**RECORDS FOR THE TASK:**
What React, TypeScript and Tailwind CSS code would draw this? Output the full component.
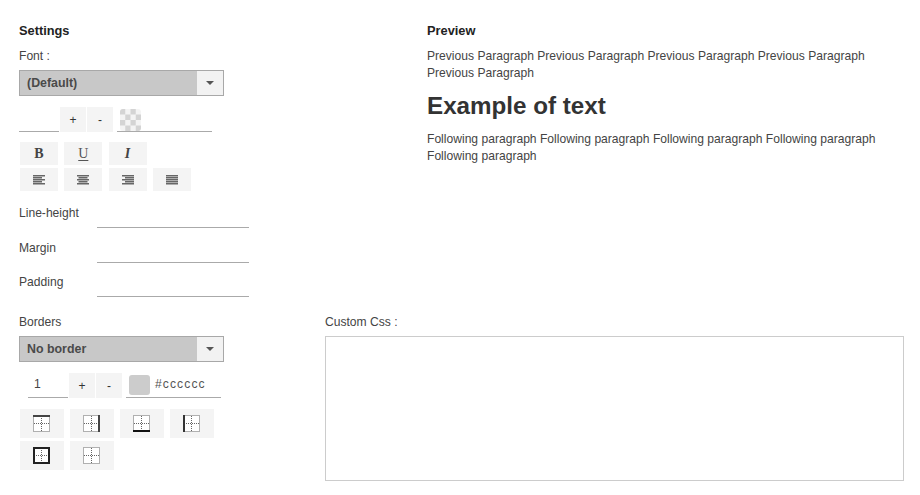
import React from 'react';

const SelectBox = ({ label }: { label: string }) => (
  <div className="flex h-[26px] w-[205px] border border-[#a8a8a8] bg-[#c8c8c8]">
    <div className="flex-1 pl-[7px] text-[12.4px] leading-[24px] font-bold text-[#4a4a4a]">{label}</div>
    <div className="flex w-[26px] items-center justify-center bg-[#f2f2f2]">
      <div className="h-0 w-0 border-x-[4px] border-t-[4px] border-x-transparent border-t-[#555]" />
    </div>
  </div>
);

const Stepper = () => (
  <div className="flex gap-px">
    <div className="flex h-[25px] w-[26px] items-center justify-center bg-[#f4f4f4] text-[12px] text-[#333]">+</div>
    <div className="flex h-[25px] w-[26px] items-center justify-center bg-[#f4f4f4] text-[12px] text-[#333]">-</div>
  </div>
);

const Checker = () => (
  <svg width="21" height="22" viewBox="0 0 21 22" className="rounded-[3px]">
    <rect width="21" height="22" fill="#f4f4f4" />
    {[0, 1, 2, 3].map((r) =>
      [0, 1, 2, 3].map((c) =>
        (r + c) % 2 === 0 ? <rect key={`${r}-${c}`} x={c * 5.25} y={r * 5.5} width="5.25" height="5.5" fill="#d4d4d4" /> : null
      )
    )}
  </svg>
);

const AlignIcon = ({ kind }: { kind: 'left' | 'center' | 'right' | 'justify' }) => {
  const rows = [0, 2, 4, 6, 8];
  return (
    <svg width="12" height="10" viewBox="0 0 12 10">
      {rows.map((y, i) => {
        const w = kind === 'justify' || i % 2 === 0 ? 12 : 9;
        const x = kind === 'right' ? 12 - w : kind === 'center' ? (12 - w) / 2 : 0;
        return <rect key={y} x={x} y={y} width={w} height="1.5" fill="#666" />;
      })}
    </svg>
  );
};

const BorderIcon = ({ side }: { side: 'top' | 'right' | 'bottom' | 'left' | 'all' | 'none' }) => (
  <svg width="17" height="17" viewBox="0 0 17 17">
    <rect x="0.5" y="0.5" width="16" height="16" fill="#fff" stroke="#666" strokeDasharray="1 1" />
    <path d="M8.5 1V16M1 8.5H16" stroke="#666" strokeDasharray="1 1" />
    {side === 'top' && <path d="M0 1H17" stroke="#444" strokeWidth="2" />}
    {side === 'right' && <path d="M16 0V17" stroke="#444" strokeWidth="2" />}
    {side === 'bottom' && <path d="M0 16H17" stroke="#111" strokeWidth="2" />}
    {side === 'left' && <path d="M1 0V17" stroke="#333" strokeWidth="2" />}
    {side === 'all' && <rect x="1" y="1" width="15" height="15" fill="none" stroke="#222" strokeWidth="2" />}
  </svg>
);

const IconBtn = ({ children, wide }: { children: React.ReactNode; wide?: boolean }) => (
  <div className={`flex items-center justify-center bg-[#f4f4f4] ${wide ? 'h-[28.5px] w-[43.5px]' : 'h-[23px] w-[38px]'}`}>
    {children}
  </div>
);

const Field = ({ label }: { label: string }) => (
  <div className="flex h-[34.5px] items-start">
    <div className="w-[78px] pt-[1px] text-[12.1px] leading-[17px] text-[#444]">{label}</div>
    <div className="h-[24px] w-[152px] border-b border-[#aaa]" />
  </div>
);

const App: React.FC = () => {
  return (
    <div className="h-[495px] w-[920px] overflow-hidden bg-white pt-[22px] pl-[19px] font-['Liberation_Sans',Arial,sans-serif] text-[12.1px] text-[#444]">
      <div className="flex h-[292px]">
        {/* Settings column */}
        <div className="w-[408px]">
          <div className="text-[12.8px] leading-[17px] font-bold text-[#222]">Settings</div>
          <div className="mt-[9px] leading-[17px]">Font :</div>
          <div className="mt-[5px]">
            <SelectBox label="(Default)" />
          </div>
          <div className="mt-[10px] flex items-end">
            <div className="h-[26px] w-[40px] border-b border-[#aaa]" />
            <div className="ml-px">
              <Stepper />
            </div>
            <div className="ml-[4px] flex h-[26px] w-[95px] items-start border-b border-[#aaa] pt-[3px] pl-[3px]">
              <Checker />
            </div>
          </div>
          <div className="mt-[10px] ml-px flex gap-[6.3px]">
            <IconBtn><span className="font-['Liberation_Serif',serif] text-[14px] font-bold text-[#444]">B</span></IconBtn>
            <IconBtn><span className="font-['Liberation_Serif',serif] text-[14px] text-[#555] underline underline-offset-2">U</span></IconBtn>
            <IconBtn><span className="font-['Liberation_Serif',serif] text-[14px] font-bold text-[#444] italic">I</span></IconBtn>
          </div>
          <div className="mt-[3px] ml-px flex gap-[6.3px]">
            <IconBtn><AlignIcon kind="left" /></IconBtn>
            <IconBtn><AlignIcon kind="center" /></IconBtn>
            <IconBtn><AlignIcon kind="right" /></IconBtn>
            <IconBtn><AlignIcon kind="justify" /></IconBtn>
          </div>
          <div className="mt-[13px]">
            <Field label="Line-height" />
            <Field label="Margin" />
            <Field label="Padding" />
          </div>
        </div>
        {/* Preview column */}
        <div className="w-[460px]">
          <div className="text-[12.8px] leading-[17px] font-bold text-[#222]">Preview</div>
          <p className="mt-[9px] leading-[17px]">
            Previous Paragraph Previous Paragraph Previous Paragraph Previous Paragraph Previous Paragraph
          </p>
          <h1 className="mt-[10px] text-[24.2px] leading-[28px] font-bold text-[#333]">Example of text</h1>
          <p className="mt-[11px] leading-[17px]">
            Following paragraph Following paragraph Following paragraph Following paragraph Following paragraph
          </p>
        </div>
      </div>
      <div className="flex">
        {/* Borders column */}
        <div className="w-[306px]">
          <div className="leading-[17px]">Borders</div>
          <div className="mt-[5px]">
            <SelectBox label="No border" />
          </div>
          <div className="mt-[10px] ml-[9px] flex items-end">
            <div className="h-[26px] w-[40px] border-b border-[#aaa] pl-[6px] leading-[25px]">1</div>
            <div className="ml-px">
              <Stepper />
            </div>
            <div className="ml-[4px] flex h-[26px] w-[95px] items-center border-b border-[#aaa] pl-[3px]">
              <div className="h-[20px] w-[21px] rounded-[3px] bg-[#cccccc]" />
              <span className="ml-[5px] tracking-[1.1px] text-[#555]">#cccccc</span>
            </div>
          </div>
          <div className="mt-[11px] ml-px flex w-[200px] flex-wrap gap-x-[6.5px] gap-y-[3.5px]">
            <IconBtn wide><BorderIcon side="top" /></IconBtn>
            <IconBtn wide><BorderIcon side="right" /></IconBtn>
            <IconBtn wide><BorderIcon side="bottom" /></IconBtn>
            <IconBtn wide><BorderIcon side="left" /></IconBtn>
            <IconBtn wide><BorderIcon side="all" /></IconBtn>
            <IconBtn wide><BorderIcon side="none" /></IconBtn>
          </div>
        </div>
        {/* Custom css column */}
        <div className="w-[579px]">
          <div className="leading-[17px]">Custom Css :</div>
          <div className="mt-[5px] h-[145px] border border-[#ccc]" />
        </div>
      </div>
    </div>
  );
};

export default App;
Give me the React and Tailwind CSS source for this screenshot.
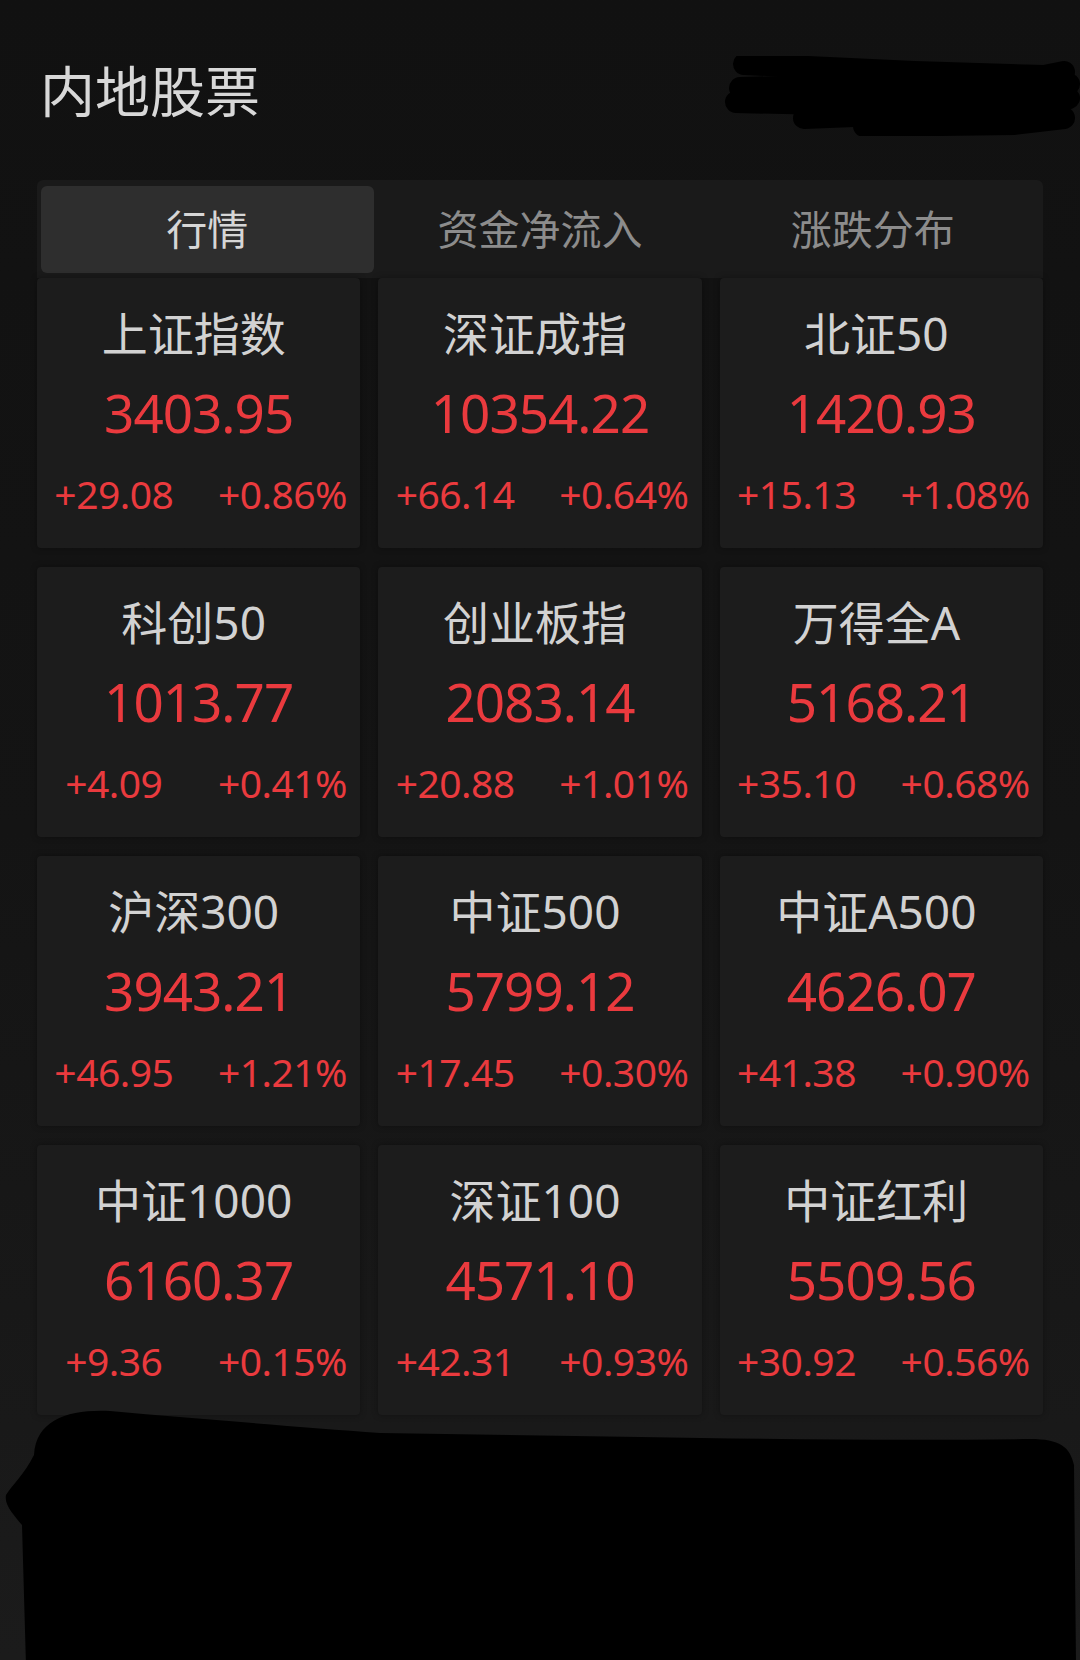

**TASK DESCRIPTION:** Leave the pictures out and repeat exactly the lines from the beginning of the records to the line bearing "import React from 'react';", both ends counted.

**THE RESPONSE:**
What React, TypeScript and Tailwind CSS code would draw this? Output the full component.
import React from 'react';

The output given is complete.